Zakochani prowadzą TikToka. Dzielą się swoją miłością
Romantyczne spojrzenia, gorące pocałunki, uściski, "pławienie się" w luksusach - to wszystko można znaleźć na TikToku 76-latki na koncie o nazwie @milinagatta_. Nie byłoby w tym nic nadzwyczajnego, gdyby nie fakt, że jej partner dopiero niedawno wkroczył w dorosłość. Ma bowiem zaledwie 19-lat.

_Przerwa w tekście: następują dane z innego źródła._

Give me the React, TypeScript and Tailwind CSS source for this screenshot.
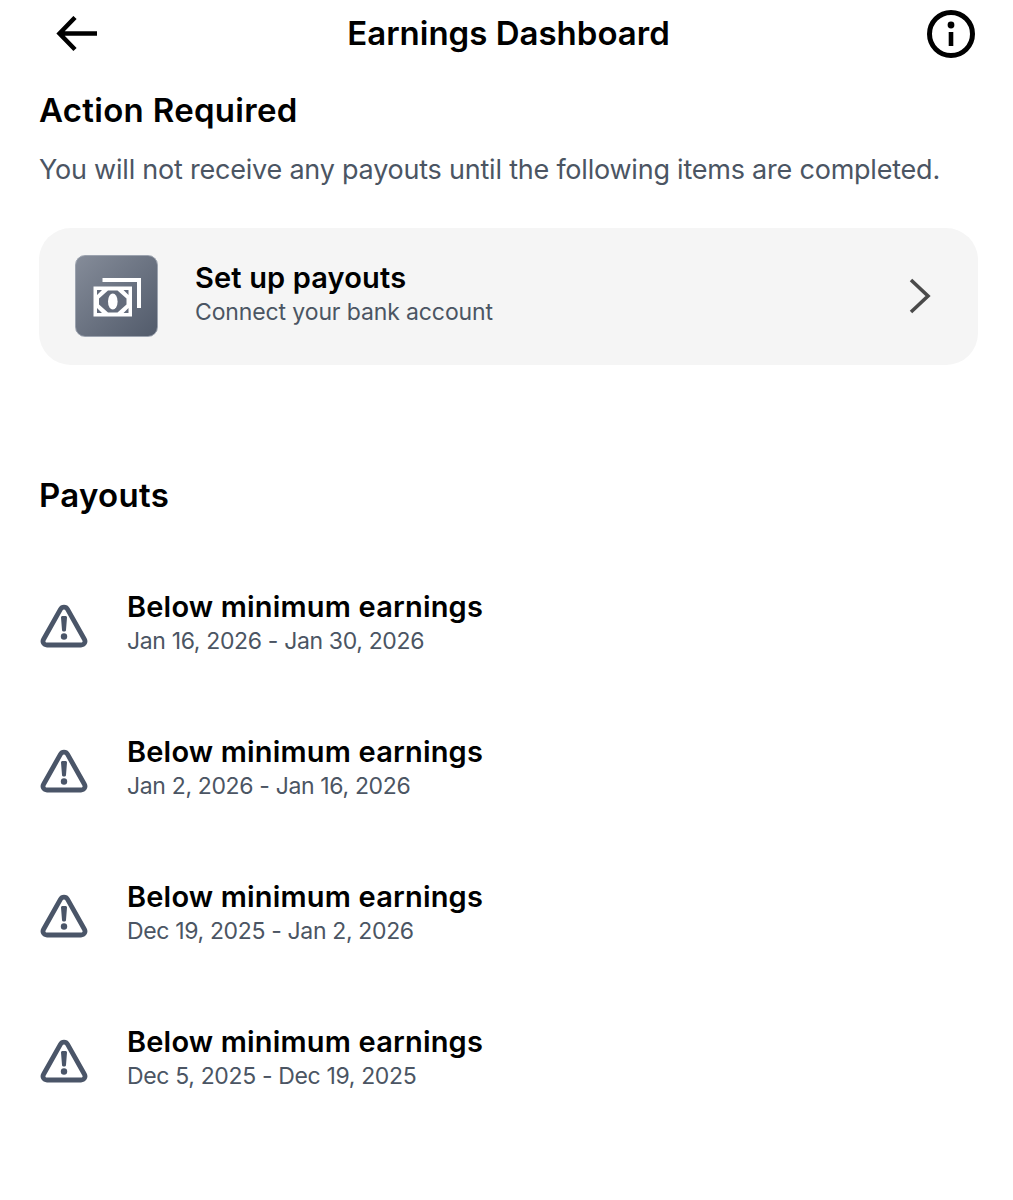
const payouts = [
  "Jan 16, 2026 - Jan 30, 2026",
  "Jan 2, 2026 - Jan 16, 2026",
  "Dec 19, 2025 - Jan 2, 2026",
  "Dec 5, 2025 - Dec 19, 2025",
];

function BackIcon() {
  return (
    <svg width="42" height="36" viewBox="0 0 42 36" fill="none" stroke="#000" strokeWidth="4.5" className="ml-[1px]">
      <path d="M3 17.5H41M19 1.5L3.5 17.5L19 33.5" />
    </svg>
  );
}

function InfoIcon() {
  return (
    <svg width="48" height="48" viewBox="0 0 48 48" fill="none">
      <circle cx="24" cy="24" r="21.5" stroke="#000" strokeWidth="5" />
      <circle cx="24" cy="15" r="3.4" fill="#000" />
      <rect x="21.7" y="22" width="4.6" height="14" fill="#000" />
    </svg>
  );
}

function MoneyIcon() {
  return (
    <svg width="48" height="42" viewBox="0 0 48 42" fill="none">
      <path d="M9.5 5H46V33" stroke="#fff" strokeWidth="4" />
      <rect x="0.5" y="11.5" width="38.5" height="30" fill="#fff" />
      <path d="M4 15H9L4 20ZM35.5 15H30.5L35.5 20ZM4 38H9L4 33ZM35.5 38H30.5L35.5 33Z" fill="#646c7b" />
      <path d="M15 15.5H24.5L33.5 23.5V29.5L24.5 37.5H15L6 29.5V23.5Z" fill="#646c7b" />
      <ellipse cx="19.8" cy="26.5" rx="4.8" ry="8" fill="#fff" />
    </svg>
  );
}

function WarningIcon() {
  return (
    <svg width="48" height="44" viewBox="0 0 48 44" fill="none" className="mt-[4px] ml-[1px]">
      <path
        d="M24 3.2C22.4 3.2 21.2 4 20.4 5.4L3.6 35.2C2 38 3.8 41 7 41H41C44.2 41 46 38 44.4 35.2L27.6 5.4C26.8 4 25.6 3.2 24 3.2Z"
        stroke="#4a5568"
        strokeWidth="4.8"
        strokeLinejoin="round"
      />
      <path d="M21 13.5C21 12.5 21.8 12 22.5 12H25.5C26.2 12 27 12.5 27 13.5L26 26C26 27 25 27.5 24 27.5C23 27.5 22 27 22 26Z" fill="#4a5568" />
      <circle cx="24" cy="32.5" r="3.2" fill="#4a5568" />
    </svg>
  );
}

export default function App() {
  return (
    <div className="h-[1200px] w-[1013px] overflow-hidden bg-white font-['Inter',sans-serif]">
      <header className="flex h-[68px] items-center justify-between pl-[55px] pr-[38px]">
        <BackIcon />
        <h1 className="mr-[8px] text-[33px] font-semibold text-black">Earnings Dashboard</h1>
        <InfoIcon />
      </header>

      <main className="px-[39px]">
        <h2 className="mt-[22px] text-[33px] leading-[40px] font-semibold tracking-[0.3px] text-black">
          Action Required
        </h2>
        <p className="mt-[20px] text-[27px] leading-[40px] tracking-[-0.22px] whitespace-nowrap text-[#4b5563]">
          You will not receive any payouts until the following items are completed.
        </p>

        <div className="mt-[38px] flex h-[137px] w-[939px] items-center rounded-[32px] bg-[#f5f5f5] pl-[36px] pr-[46px]">
          <div className="mb-[1px] flex h-[82px] w-[83px] items-center justify-center rounded-[10px] border border-[#9ca3af] bg-gradient-to-br from-[#858c99] to-[#525b6b]">
            <MoneyIcon />
          </div>
          <div className="ml-[37px] flex-1 pb-[3px]">
            <div className="text-[29px] leading-[34px] font-semibold tracking-[0.15px] text-black">Set up payouts</div>
            <div className="text-[23px] leading-[34px] tracking-[-0.12px] text-[#4b5563]">Connect your bank account</div>
          </div>
          <svg width="24" height="36" viewBox="0 0 24 36" fill="none" stroke="#4a4a4a" strokeWidth="3.6" className="mb-[2px]">
            <path d="M3 2L20 18L3 34" />
          </svg>
        </div>

        <h2 className="mt-[110px] text-[33px] leading-[40px] font-semibold tracking-[0.3px] text-black">Payouts</h2>

        <ul className="mt-[75px] flex flex-col gap-[77px]">
          {payouts.map((range) => (
            <li key={range} className="flex h-[68px] items-center">
              <WarningIcon />
              <div className="ml-[39px]">
                <div className="text-[29px] leading-[34px] font-semibold tracking-[0.18px] text-black">Below minimum earnings</div>
                <div className="text-[23px] leading-[34px] tracking-[-0.35px] text-[#4b5563]">{range}</div>
              </div>
            </li>
          ))}
        </ul>
      </main>
    </div>
  );
}
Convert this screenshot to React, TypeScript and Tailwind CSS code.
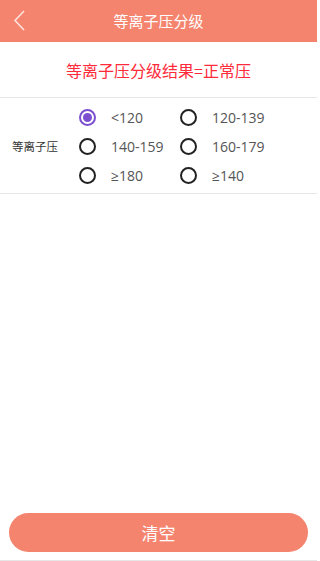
const options = [
  ['<120', '120-139'],
  ['140-159', '160-179'],
  ['≥180', '≥140'],
]

function Radio({ checked }: { checked?: boolean }) {
  return checked ? (
    <span className="w-[17px] h-[17px] rounded-full border-2 border-[#7b4fd0] flex items-center justify-center">
      <span className="w-[9px] h-[9px] rounded-full bg-[#7b4fd0]" />
    </span>
  ) : (
    <span className="w-[17px] h-[17px] rounded-full border-2 border-[#222]" />
  )
}

export default function App() {
  return (
    <div className="w-[317px] h-[561px] bg-white flex flex-col font-['Noto_Sans_CJK_SC',sans-serif]">
      {/* 标题栏 */}
      <div className="h-[42px] bg-[#f5846f] flex items-center justify-center relative shrink-0">
        <svg className="absolute left-[13px] top-[10px]" width="13" height="21" viewBox="0 0 13 21">
          <path d="M11 1 L2 10.5 L11 20" fill="none" stroke="#fde5df" strokeWidth="1.5" />
        </svg>
        <span className="text-white text-[15px]">等离子压分级</span>
      </div>

      {/* 结果 */}
      <div className="h-[56px] flex items-center justify-center border-b border-[#e6e6e6] shrink-0">
        <span className="text-[#ff2a3a] text-[16px]">等离子压分级结果=正常压</span>
      </div>

      {/* 选项 */}
      <div className="flex items-center border-b border-[#e6e6e6] h-[96px] pt-[2px] shrink-0">
        <div className="w-[79px] pl-[12px] text-[11.5px] text-[#333]">等离子压</div>
        <div className="grid grid-cols-[101px_100px] gap-y-[12px]">
          {options.flat().map((o, i) => (
            <div key={o} className="flex items-center h-[17px]">
              <Radio checked={i === 0} />
              <span className="ml-[15px] text-[14px] text-[#555] font-['Open_Sans',sans-serif]">{o}</span>
            </div>
          ))}
        </div>
      </div>

      <div className="flex-1" />

      {/* 清空 */}
      <div className="px-[9px] pb-[8px]">
        <button className="w-full h-[39px] rounded-full bg-[#f5846f] text-white text-[17px]">清空</button>
      </div>
      <div className="h-[1px] bg-[#e6e6e6]" />
    </div>
  )
}
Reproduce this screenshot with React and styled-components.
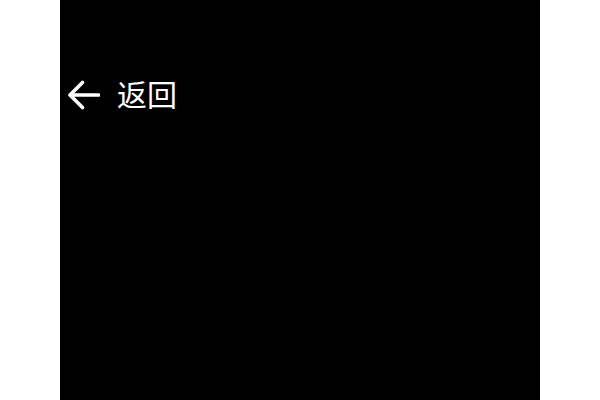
import React from "react";
import styled, { createGlobalStyle } from "styled-components";

const GlobalStyle = createGlobalStyle`
  html, body {
    margin: 0;
    padding: 0;
    background: #fff;
  }
`;

const Screen = styled.div`
  width: 480px;
  height: 400px;
  margin: 0 auto;
  background: #000;
  box-sizing: border-box;
  padding-top: 78px;
  font-family: "Noto Sans CJK SC", "Noto Sans", sans-serif;
`;

const TopBar = styled.div`
  display: flex;
  align-items: center;
  padding-left: 7px;
  height: 34px;
`;

const BackButton = styled.a.attrs({ href: "#" })`
  display: flex;
  align-items: center;
  gap: 17px;
  color: #fff;
  text-decoration: none;
  font-size: 30px;
  line-height: 34px;
  & > svg {
    display: block;
  }
`;

const Label = styled.span`
  display: block;
  margin-top: -4px;
`;

function BackArrow() {
  return (
    <svg width="33" height="32" viewBox="0 0 33 32" fill="none">
      <path
        d="M31.5 16H3 M15.5 3.5L3 16l12.5 12.5"
        stroke="#fff"
        strokeWidth="3.6"
        strokeLinecap="round"
        strokeLinejoin="round"
      />
    </svg>
  );
}

export default function App() {
  return (
    <>
      <GlobalStyle />
      <Screen>
        <TopBar>
          <BackButton>
            <BackArrow />
            <Label>返回</Label>
          </BackButton>
        </TopBar>
      </Screen>
    </>
  );
}
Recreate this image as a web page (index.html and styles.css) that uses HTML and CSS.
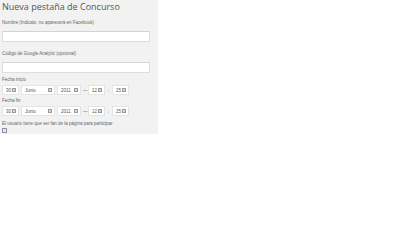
FILE: index.html
```html
<!DOCTYPE html>
<html>
<head>
  <meta charset=utf-8>
  <title>Nueva pestaña de Concurso</title>
<link rel="stylesheet" href="styles.css">
</head>
<body>
<div class=panel>
  <h1>Nueva pestaña de Concurso</h1>

  <label class=lbl>Nombre (Indicalo, no aparecerá en Facebook)</label>
  <div class=field></div>

  <label class=lbl>Código de Google Analytic (opcional)</label>
  <div class=field></div>

  <label class='lbl date'>Fecha inicio</label>
  <div class=dateRow>
    <span class='sel w17'>30<i></i></span>
    <span class='sel w34'>Junio<i></i></span>
    <span class='sel w23'>2011<i></i></span>
    <span class=sep>—</span>
    <span class='sel w17'>12<i></i></span>
    <span class=sep>:</span>
    <span class='sel w17'>25<i></i></span>
  </div>

  <label class='lbl date'>Fecha fin</label>
  <div class=dateRow>
    <span class='sel w17'>30<i></i></span>
    <span class='sel w34'>Junio<i></i></span>
    <span class='sel w23'>2011<i></i></span>
    <span class=sep>—</span>
    <span class='sel w17'>12<i></i></span>
    <span class=sep>:</span>
    <span class='sel w17'>25<i></i></span>
  </div>

  <label class='lbl fan'>El usuario tiene que ser fan de la página para participar</label>
  <div class=check></div>
</div>
</body>
</html>
```

FILE: styles.css
```css
* {
  box-sizing: border-box;
  }
html, body {
  margin: 0;
  padding: 0;
  background: #fff;
  }
.panel {
  width: 158px;
  height: 134px;
  background: #f2f2f2;
  padding: 0 0 0 2px;
  font: normal 4.5px "Liberation Sans", Arial, sans-serif;
  color: #666;
  }
h1 {
  margin: 0 0 7px;
  padding-top: 1px;
  height: 13px;
  font: normal 9px "Open Sans", sans-serif;
  color: #555;
  line-height: 12px;
  white-space: nowrap;
  }
.lbl {
  display: block;
  line-height: 6px;
  height: 6px;
  margin-bottom: 5px;
  }
.lbl.date {
  margin-bottom: 2px;
  }
.lbl.fan {
  margin-bottom: 1px;
  }
.field {
  width: 148px;
  height: 11px;
  background: #fff;
  border: 1px solid #dedede;
  border-top-color: #d4d4d4;
  margin-bottom: 9px;
  }
.field + .lbl.date {
  margin-top: -5px;
  }
.dateRow {
  display: flex;
  align-items: center;
  gap: 2px;
  height: 10px;
  margin-bottom: 3px;
  color: #555;
  }
.dateRow + .lbl.fan {
  margin-top: 5px;
  }
.sel {
  display: flex;
  align-items: center;
  justify-content: space-between;
  height: 10px;
  padding: 0 2px 0 3px;
  background: #fff;
  border: 1px solid #e4e4e4;
  }
.sel i {
  width: 4px;
  height: 4px;
  background: #d8d8d8;
  border: 1px solid #9a9a9a;
  }
.w17 { width: 17px; }
.w23 { width: 24px; }
.w34 { width: 34px; }
.sep {
  width: 3px;
  text-align: center;
  }
.check {
  width: 5px;
  height: 5px;
  border: 1px solid #8a8fa8;
  background: #e6e8f2;
  }
```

W jednym z filmików zakochani ogłosili, że są już po... zaręczynach. Młodzieniec na tę specjalną okazję przygotował liczne balony w kształcie serc oraz czerwone róże. Na wideo widać, jak 19-latek klęknął i wręczył wybrance serca pierścionek z trzema kamieniami. Ta bez wahania się zgodziła. Następnie para się pocałowała.
W kolejnym wideo 76-latka i 19-latek zdradzili, że... spodziewają się dziecka. Pokazali kadry z badania USG. Chwilę później zakochani zorganizowali tzw. becikowe i ujawnili płeć potomka. Ludzie zaczęli spekulować, iż partnerzy skorzystali z in vitro. Nic bardziej mylnego.
Dalsza część artykułu pod materiałem wideo
Użytkownicy TikToka przecierali oczy ze zdumienia. Sugerowali, że młodzieniec zupełnie odleciał i skusiły go pieniądze staruszki. Gdy emocje w sieci sięgnęły już niemal zenitu, para udzieliła szczerego wywiadu. Ich treść zszokowała odbiorów. Okazuje się, że zakochani wkręcili cały świat.
Staruszka to babcia 19-latka
Tak naprawdę 19-latek jest.... bliską rodziną seniorki. Wszystko to, co od dawna pokazują w swych filmikach w mediach społecznościowych to miłość, gorące uczucie, ale... babci do własnego wnuczka.
"Opublikowałem nagranie, które pokazuje miłość, jaką darzę moją babcię. Mieszkamy razem, jest wdową, więc próbuję obdarzyć ją tym uczuciem, którego mój dziadek nie może jej już dać, a ja jako wnuk - tak. Te pocałunki, które sobie dajemy, to znak przywiązania, jaki w naszych stronach używany jest przez krewnych, nic więcej" - cytuje "Fakt" młodego mężczyznę.